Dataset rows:
....
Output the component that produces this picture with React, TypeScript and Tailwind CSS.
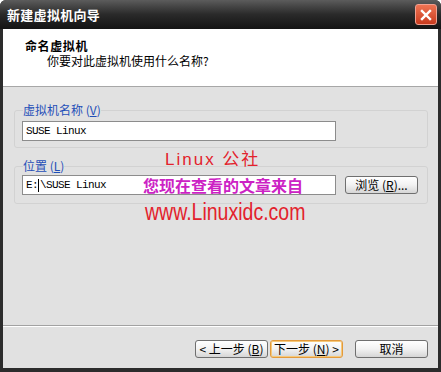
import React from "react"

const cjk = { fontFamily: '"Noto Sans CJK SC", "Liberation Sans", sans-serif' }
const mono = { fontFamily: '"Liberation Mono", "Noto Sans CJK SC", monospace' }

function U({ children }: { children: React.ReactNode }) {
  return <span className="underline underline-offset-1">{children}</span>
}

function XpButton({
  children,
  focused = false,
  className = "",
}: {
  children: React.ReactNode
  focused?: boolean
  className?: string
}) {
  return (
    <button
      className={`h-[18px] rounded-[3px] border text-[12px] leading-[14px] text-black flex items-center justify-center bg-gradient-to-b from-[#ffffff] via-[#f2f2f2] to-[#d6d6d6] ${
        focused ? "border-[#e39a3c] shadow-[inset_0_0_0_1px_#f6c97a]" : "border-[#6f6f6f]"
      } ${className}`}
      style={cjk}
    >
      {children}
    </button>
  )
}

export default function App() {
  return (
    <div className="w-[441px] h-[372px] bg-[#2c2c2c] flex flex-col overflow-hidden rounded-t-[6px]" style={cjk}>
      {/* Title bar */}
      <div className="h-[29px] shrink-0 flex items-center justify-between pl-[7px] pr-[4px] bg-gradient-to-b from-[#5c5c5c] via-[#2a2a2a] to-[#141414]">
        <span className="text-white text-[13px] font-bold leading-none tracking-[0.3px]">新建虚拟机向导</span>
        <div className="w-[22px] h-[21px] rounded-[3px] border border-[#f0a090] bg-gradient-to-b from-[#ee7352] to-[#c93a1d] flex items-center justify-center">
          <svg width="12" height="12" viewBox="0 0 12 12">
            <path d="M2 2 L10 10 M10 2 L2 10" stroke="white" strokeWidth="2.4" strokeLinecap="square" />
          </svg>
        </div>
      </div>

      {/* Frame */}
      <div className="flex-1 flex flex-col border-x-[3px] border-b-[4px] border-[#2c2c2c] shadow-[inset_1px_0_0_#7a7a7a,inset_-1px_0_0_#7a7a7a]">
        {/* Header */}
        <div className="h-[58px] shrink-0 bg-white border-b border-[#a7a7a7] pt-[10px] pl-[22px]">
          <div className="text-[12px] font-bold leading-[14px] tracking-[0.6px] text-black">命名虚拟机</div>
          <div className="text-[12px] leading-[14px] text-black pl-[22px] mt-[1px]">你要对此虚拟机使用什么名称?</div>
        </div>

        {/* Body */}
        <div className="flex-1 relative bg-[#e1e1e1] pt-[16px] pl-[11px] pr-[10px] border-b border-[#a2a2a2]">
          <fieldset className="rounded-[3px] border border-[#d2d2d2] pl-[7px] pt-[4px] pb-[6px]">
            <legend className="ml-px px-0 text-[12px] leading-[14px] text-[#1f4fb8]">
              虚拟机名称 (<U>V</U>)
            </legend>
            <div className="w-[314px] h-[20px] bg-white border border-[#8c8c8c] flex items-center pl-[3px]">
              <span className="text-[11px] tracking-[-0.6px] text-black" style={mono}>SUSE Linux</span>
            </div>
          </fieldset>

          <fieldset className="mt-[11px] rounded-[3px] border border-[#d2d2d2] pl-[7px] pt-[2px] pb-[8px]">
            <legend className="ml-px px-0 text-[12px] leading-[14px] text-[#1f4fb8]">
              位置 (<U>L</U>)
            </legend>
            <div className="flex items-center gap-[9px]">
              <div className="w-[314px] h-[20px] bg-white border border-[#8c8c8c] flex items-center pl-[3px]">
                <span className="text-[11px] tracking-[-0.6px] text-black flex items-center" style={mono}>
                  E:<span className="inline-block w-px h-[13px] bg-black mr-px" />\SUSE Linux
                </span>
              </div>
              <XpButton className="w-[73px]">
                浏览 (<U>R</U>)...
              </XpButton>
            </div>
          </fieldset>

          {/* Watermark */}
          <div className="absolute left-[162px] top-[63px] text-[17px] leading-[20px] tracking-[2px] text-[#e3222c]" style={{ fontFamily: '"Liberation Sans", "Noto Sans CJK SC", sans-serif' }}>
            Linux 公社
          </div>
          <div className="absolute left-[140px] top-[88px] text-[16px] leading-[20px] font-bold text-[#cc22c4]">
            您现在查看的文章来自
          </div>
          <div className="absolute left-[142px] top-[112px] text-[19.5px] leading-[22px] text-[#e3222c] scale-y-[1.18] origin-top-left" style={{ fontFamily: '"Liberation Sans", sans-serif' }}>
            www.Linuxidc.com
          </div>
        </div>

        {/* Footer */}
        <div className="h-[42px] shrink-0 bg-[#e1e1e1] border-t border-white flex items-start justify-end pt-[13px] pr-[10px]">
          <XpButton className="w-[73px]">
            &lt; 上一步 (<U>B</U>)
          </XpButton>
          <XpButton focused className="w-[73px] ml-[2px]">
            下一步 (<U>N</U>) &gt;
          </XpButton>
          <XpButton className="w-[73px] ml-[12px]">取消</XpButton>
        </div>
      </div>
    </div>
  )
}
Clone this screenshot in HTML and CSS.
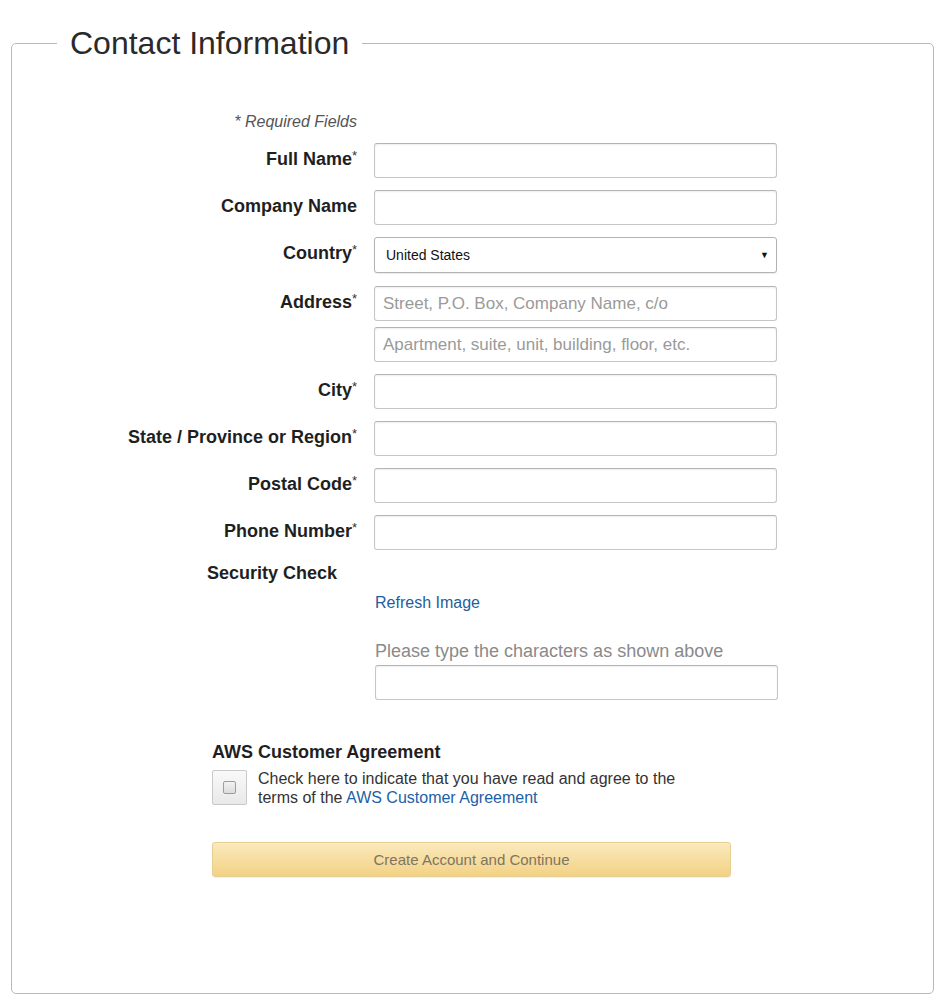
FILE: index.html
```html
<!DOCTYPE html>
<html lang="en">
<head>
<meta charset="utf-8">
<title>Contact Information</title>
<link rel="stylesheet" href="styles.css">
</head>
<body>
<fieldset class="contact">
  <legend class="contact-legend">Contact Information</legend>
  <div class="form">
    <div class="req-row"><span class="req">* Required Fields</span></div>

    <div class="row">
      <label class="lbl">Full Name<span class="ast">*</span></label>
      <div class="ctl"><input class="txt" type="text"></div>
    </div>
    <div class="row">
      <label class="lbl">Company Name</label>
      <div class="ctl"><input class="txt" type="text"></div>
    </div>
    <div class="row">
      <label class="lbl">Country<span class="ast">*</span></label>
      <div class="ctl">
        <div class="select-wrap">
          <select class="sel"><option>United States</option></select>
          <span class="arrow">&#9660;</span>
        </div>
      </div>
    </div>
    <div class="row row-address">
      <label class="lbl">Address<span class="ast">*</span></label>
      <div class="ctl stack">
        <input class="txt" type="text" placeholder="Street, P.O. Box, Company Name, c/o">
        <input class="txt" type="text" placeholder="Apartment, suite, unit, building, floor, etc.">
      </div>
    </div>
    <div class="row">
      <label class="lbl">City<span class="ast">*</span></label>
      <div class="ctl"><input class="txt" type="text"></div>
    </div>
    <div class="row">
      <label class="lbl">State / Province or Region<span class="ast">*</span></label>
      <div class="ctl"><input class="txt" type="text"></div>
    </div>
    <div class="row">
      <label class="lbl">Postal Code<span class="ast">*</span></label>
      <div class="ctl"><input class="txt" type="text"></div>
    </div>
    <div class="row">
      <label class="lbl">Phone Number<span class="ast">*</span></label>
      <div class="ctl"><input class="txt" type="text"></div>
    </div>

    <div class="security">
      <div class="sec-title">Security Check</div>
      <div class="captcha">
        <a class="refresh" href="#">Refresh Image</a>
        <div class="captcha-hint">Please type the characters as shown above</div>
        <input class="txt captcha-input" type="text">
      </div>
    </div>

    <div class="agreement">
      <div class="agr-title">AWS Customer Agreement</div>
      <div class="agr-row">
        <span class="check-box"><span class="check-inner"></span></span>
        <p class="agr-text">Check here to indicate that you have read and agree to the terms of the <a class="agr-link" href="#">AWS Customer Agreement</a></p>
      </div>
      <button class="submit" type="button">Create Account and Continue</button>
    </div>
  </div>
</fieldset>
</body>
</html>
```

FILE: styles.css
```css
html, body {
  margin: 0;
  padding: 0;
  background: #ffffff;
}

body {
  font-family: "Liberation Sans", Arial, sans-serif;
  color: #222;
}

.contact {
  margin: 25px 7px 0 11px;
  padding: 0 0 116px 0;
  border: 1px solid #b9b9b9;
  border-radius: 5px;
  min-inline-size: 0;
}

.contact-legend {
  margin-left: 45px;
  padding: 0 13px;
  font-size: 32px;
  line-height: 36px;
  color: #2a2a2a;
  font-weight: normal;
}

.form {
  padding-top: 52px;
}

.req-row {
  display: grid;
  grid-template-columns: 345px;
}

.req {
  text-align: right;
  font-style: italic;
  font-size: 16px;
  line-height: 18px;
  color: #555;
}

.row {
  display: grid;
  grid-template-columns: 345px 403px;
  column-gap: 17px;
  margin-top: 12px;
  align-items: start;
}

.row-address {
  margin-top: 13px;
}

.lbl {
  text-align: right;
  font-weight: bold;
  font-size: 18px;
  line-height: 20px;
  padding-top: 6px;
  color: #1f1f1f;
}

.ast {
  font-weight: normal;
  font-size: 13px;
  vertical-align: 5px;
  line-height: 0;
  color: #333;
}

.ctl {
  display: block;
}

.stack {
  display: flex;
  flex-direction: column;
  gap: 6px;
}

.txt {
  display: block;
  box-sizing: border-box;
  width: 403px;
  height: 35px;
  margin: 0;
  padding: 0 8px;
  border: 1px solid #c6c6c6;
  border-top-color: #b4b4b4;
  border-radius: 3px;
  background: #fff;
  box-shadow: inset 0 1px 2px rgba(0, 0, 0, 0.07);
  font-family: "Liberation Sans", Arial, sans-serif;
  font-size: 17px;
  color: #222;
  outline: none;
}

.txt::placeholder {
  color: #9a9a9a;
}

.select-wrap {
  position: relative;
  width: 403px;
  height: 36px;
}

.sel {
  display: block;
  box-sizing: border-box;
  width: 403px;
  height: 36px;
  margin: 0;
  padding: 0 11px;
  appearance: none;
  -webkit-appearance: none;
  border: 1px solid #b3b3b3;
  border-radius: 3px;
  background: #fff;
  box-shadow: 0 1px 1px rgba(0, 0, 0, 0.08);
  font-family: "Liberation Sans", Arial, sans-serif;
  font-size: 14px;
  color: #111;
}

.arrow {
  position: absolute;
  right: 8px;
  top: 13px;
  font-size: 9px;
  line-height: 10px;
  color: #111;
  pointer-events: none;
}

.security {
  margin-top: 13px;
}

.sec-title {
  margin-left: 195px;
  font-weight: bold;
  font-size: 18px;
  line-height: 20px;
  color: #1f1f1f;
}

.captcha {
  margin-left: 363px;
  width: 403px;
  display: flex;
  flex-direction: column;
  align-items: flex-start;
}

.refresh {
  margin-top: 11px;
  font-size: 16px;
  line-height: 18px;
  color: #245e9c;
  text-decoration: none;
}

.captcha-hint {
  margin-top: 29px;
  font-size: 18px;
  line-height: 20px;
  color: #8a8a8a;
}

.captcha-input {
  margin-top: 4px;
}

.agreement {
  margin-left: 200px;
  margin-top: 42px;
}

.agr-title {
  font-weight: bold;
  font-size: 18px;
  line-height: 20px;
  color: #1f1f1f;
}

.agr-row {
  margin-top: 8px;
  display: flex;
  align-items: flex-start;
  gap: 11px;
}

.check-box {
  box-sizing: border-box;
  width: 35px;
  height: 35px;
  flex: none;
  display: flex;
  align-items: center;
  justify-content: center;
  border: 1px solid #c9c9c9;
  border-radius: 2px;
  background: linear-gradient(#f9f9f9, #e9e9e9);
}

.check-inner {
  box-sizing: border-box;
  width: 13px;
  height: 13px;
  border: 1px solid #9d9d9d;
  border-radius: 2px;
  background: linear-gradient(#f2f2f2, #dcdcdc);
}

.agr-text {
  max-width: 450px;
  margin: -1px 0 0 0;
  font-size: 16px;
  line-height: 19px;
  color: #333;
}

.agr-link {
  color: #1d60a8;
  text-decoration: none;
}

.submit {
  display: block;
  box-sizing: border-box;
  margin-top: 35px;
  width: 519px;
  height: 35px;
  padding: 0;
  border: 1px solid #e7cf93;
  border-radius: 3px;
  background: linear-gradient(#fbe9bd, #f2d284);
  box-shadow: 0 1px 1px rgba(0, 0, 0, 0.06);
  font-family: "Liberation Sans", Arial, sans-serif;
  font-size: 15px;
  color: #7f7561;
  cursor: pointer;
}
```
....
- [Problem to work on]
Look for lines containing the string "that" and copy them all.

- [Task output]
Output the component that produces this picture with React, TypeScript and Tailwind CSS.
        <p class="agr-text">Check here to indicate that you have read and agree to the terms of the <a class="agr-link" href="#">AWS Customer Agreement</a></p>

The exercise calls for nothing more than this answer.